Very Much In Last Place

For my spring break this past week, I road tripped it down south to stay con mi younger seeeester. Teagan goes to a small Catholic college in North Carolina. The community bathroom, cafeteria food, air mattress life was such a luxury. But I’m not kidding…I absolutely loved every last moment of it!


I did not know a single person on this campus except for her so meeting new people at every turn and hearing, “Wow, you guys look alike” was a delight. But one of the introductions stuck with me more than any of the others.

When Teagan’s roommate walked through the door and saw me she said, “Oh my goodness, I am so excited that you are here! I am going to be so holy by the time you leave!” I just started laughing as my initial reaction never fails to be. Although quite honored that she would think this about me, I then became confused on why she assumed I am a holy person. I am certainly striving for holiness but stumbling is my forte.

As the days passed, I reflected on my encounters with her and asked myself, ‘have I even said or done anything that would lead her to holiness?’ I, like all my brothers and sisters, am called to be holy “in every aspect of [my] conduct” (1 Peter 1:16). But I didn’t think I was living up to this vocation set before me.

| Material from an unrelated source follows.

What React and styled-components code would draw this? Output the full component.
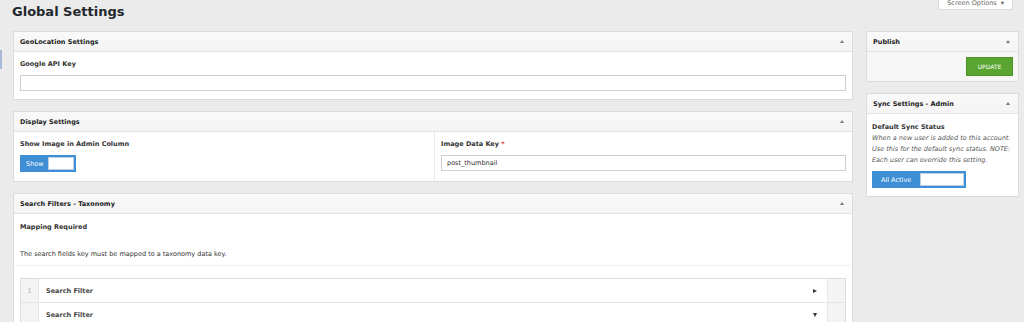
import React from 'react'
import styled, { createGlobalStyle } from 'styled-components'

const GlobalStyle = createGlobalStyle`
  html, body {
    margin: 0;
    padding: 0;
    background: #ebebeb;
    font-family: 'DejaVu Sans', Verdana, sans-serif;
    color: #333;
  }
  * { box-sizing: border-box; }
`

const Page = styled.div`
  position: relative;
  padding: 0 5px 0 13px;
  height: 322px;
  overflow: hidden;
`

const MenuEdge = styled.div`
  position: absolute;
  left: 0;
  top: 50px;
  width: 2px;
  height: 19px;
  background: #a9b8d6;
`

const TopBar = styled.div`
  display: flex;
  justify-content: space-between;
  align-items: flex-start;
  height: 31px;
`

const Title = styled.h1`
  margin: 3px 0 0 -1px;
  font-size: 13px;
  line-height: 18px;
  font-weight: bold;
  color: #23282d;
`

const ScreenOptions = styled.div`
  margin: -6px 6px 0 0;
  height: 16px;
  padding: 0 8px 1px;
  background: #fff;
  border: 1px solid #ddd;
  border-top: none;
  border-radius: 0 0 3px 3px;
  font-size: 6.5px;
  line-height: 9px;
  color: #666;
  display: flex;
  align-items: flex-end;
  gap: 4px;
`

const Columns = styled.div`
  display: grid;
  grid-template-columns: 840px 153px;
  gap: 13px;
  align-items: start;
`

const Stack = styled.div`
  display: flex;
  flex-direction: column;
  gap: 11px;
`

const Box = styled.section`
  background: ${p => (p.$tint ? '#f6f6f6' : '#fff')};
  border: 1px solid #dcdcdc;
`

const BoxHeader = styled.div`
  height: 20px;
  padding: 0 8px 0 6px;
  display: flex;
  align-items: center;
  justify-content: space-between;
  background: linear-gradient(#f9f9f9, #f4f4f4);
  border-bottom: 1px solid #e3e3e3;
  font-size: 6.5px;
  font-weight: bold;
  color: #222;
`

const Caret = styled.span`
  width: 0;
  height: 0;
  border-left: 2.5px solid transparent;
  border-right: 2.5px solid transparent;
  border-bottom: 3px solid #777;
`

const Body = styled.div`
  padding: ${p => p.$pad || '8px 6px 8px'};
  ${p => p.$line && 'border-bottom: 1px solid #f1f1f1;'}
`

const Split = styled.div`
  display: grid;
  grid-template-columns: 420px 1fr;
`

const Cell = styled.div`
  padding: 8px 6px 9px;
  & + & { border-left: 1px solid #e8e8e8; }
`

const Label = styled.div`
  font-size: 6.5px;
  line-height: 8px;
  font-weight: bold;
  color: #333;
  margin-bottom: ${p => p.$mb || '7px'};
`

const Req = styled.span`
  color: #d33;
`

const Input = styled.div`
  height: 16px;
  border: 1px solid #cfcfcf;
  background: #fff;
  font-size: 6.5px;
  line-height: 14px;
  padding: 0 5px;
  color: #333;
`

const Toggle = styled.div`
  width: ${p => p.$w}px;
  height: 17px;
  background: #3d8ed4;
  display: flex;
  align-items: center;
  justify-content: space-between;
  padding: 0 2px 0 ${p => p.$pl || 6}px;
  font-size: 6.5px;
  color: #fff;
`

const Knob = styled.div`
  width: ${p => p.$w}px;
  height: 13px;
  background: #fff;
  border: 1px solid #b8cfe6;
`

const Text = styled.p`
  margin: 0;
  font-size: 6.5px;
  line-height: 8px;
  color: #333;
`

const Help = styled.p`
  margin: 0 0 5px;
  font-size: 6.5px;
  line-height: 11px;
  font-style: italic;
  color: #555;
`

const Table = styled.div`
  border: 1px solid #dcdcdc;
  border-bottom: none;
`

const Row = styled.div`
  display: grid;
  grid-template-columns: 18px 1fr 18px;
  height: 24px;
  border-bottom: 1px solid #e6e6e6;
`

const Num = styled.div`
  background: #f4f4f4;
  border-right: 1px solid #e6e6e6;
  font-size: 6.5px;
  color: #aaa;
  display: flex;
  align-items: center;
  justify-content: center;
`

const RowMain = styled.div`
  display: flex;
  align-items: center;
  justify-content: space-between;
  padding: 0 10px 0 7px;
  font-size: 6.5px;
  font-weight: bold;
  color: #444;
`

const Handle = styled.div`
  background: #f4f4f4;
  border-left: 1px solid #e6e6e6;
`

const Arrow = styled.span`
  width: 0;
  height: 0;
  ${p =>
    p.$down
      ? 'border-left: 2.5px solid transparent; border-right: 2.5px solid transparent; border-top: 4px solid #333;'
      : 'border-top: 2.5px solid transparent; border-bottom: 2.5px solid transparent; border-left: 4px solid #333;'}
`

const Actions = styled.div`
  display: flex;
  justify-content: flex-end;
`

const UpdateButton = styled.button`
  width: 47px;
  height: 19px;
  border: 1px solid #4d9427;
  background: #5aa532;
  color: #fff;
  font-family: inherit;
  font-size: 6px;
  padding: 0;
  text-transform: uppercase;
`

export default function App() {
  return (
    <Page>
      <GlobalStyle />
      <MenuEdge />
      <TopBar>
        <Title>Global Settings</Title>
        <ScreenOptions>Screen Options <span>▾</span></ScreenOptions>
      </TopBar>
      <Columns>
        <Stack>
          <Box>
            <BoxHeader>GeoLocation Settings<Caret /></BoxHeader>
            <Body>
              <Label>Google API Key</Label>
              <Input />
            </Body>
          </Box>
          <Box>
            <BoxHeader>Display Settings<Caret /></BoxHeader>
            <Split>
              <Cell>
                <Label>Show Image in Admin Column</Label>
                <Toggle $w={56}>Show<Knob $w={26} /></Toggle>
              </Cell>
              <Cell>
                <Label>Image Data Key <Req>*</Req></Label>
                <Input>post_thumbnail</Input>
              </Cell>
            </Split>
          </Box>
          <Box>
            <BoxHeader>Search Filters - Taxonomy<Caret /></BoxHeader>
            <Body $line $pad="9px 6px 7px">
              <Label $mb="19px">Mapping Required</Label>
              <Text>The search fields key must be mapped to a taxonomy data key.</Text>
            </Body>
            <Body $pad="12px 6px 8px">
              <Table>
                <Row>
                  <Num>1</Num>
                  <RowMain>Search Filter<Arrow /></RowMain>
                  <Handle />
                </Row>
                <Row>
                  <Num />
                  <RowMain>Search Filter<Arrow $down /></RowMain>
                  <Handle />
                </Row>
              </Table>
            </Body>
          </Box>
        </Stack>
        <Stack>
          <Box $tint>
            <BoxHeader>Publish<Caret /></BoxHeader>
            <Body $pad="5px 5px 5px">
              <Actions>
                <UpdateButton>Update</UpdateButton>
              </Actions>
            </Body>
          </Box>
          <Box>
            <BoxHeader>Sync Settings - Admin<Caret /></BoxHeader>
            <Body $pad="9px 5px 8px">
              <Label $mb="2px">Default Sync Status</Label>
              <Help>
                When a new user is added to this account. Use this for the default sync status. NOTE:
                Each user can override this setting.
              </Help>
              <Toggle $w={94} $pl={9}>All Active<Knob $w={44} /></Toggle>
            </Body>
          </Box>
        </Stack>
      </Columns>
    </Page>
  )
}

Let’s make one thing clear: holiness was the name of the game. I did and do and will continue to feel like a fool for addressing this virtue with practically zero humility. Attempting to please her and myself was standing in between me and actual holiness; it was standing in between me and God. I was smacked in the face (the soccer balls are an understatement) with this realization with a lovely little quote I stashed away by a Spanish priest turned saint.


A couple months ago, I found myself reading an article on The Catholic Gentleman (ladies, your femininity does not exclude you from this publication!). It shared 15 leadership lessons from St. Josemaria Escriva and setting leadership aside, number 13 singled me out as a doddering old man. Doddering means shaky or trembling. Yep, can’t say I have ever been called that but thank you dearly, Josemaria.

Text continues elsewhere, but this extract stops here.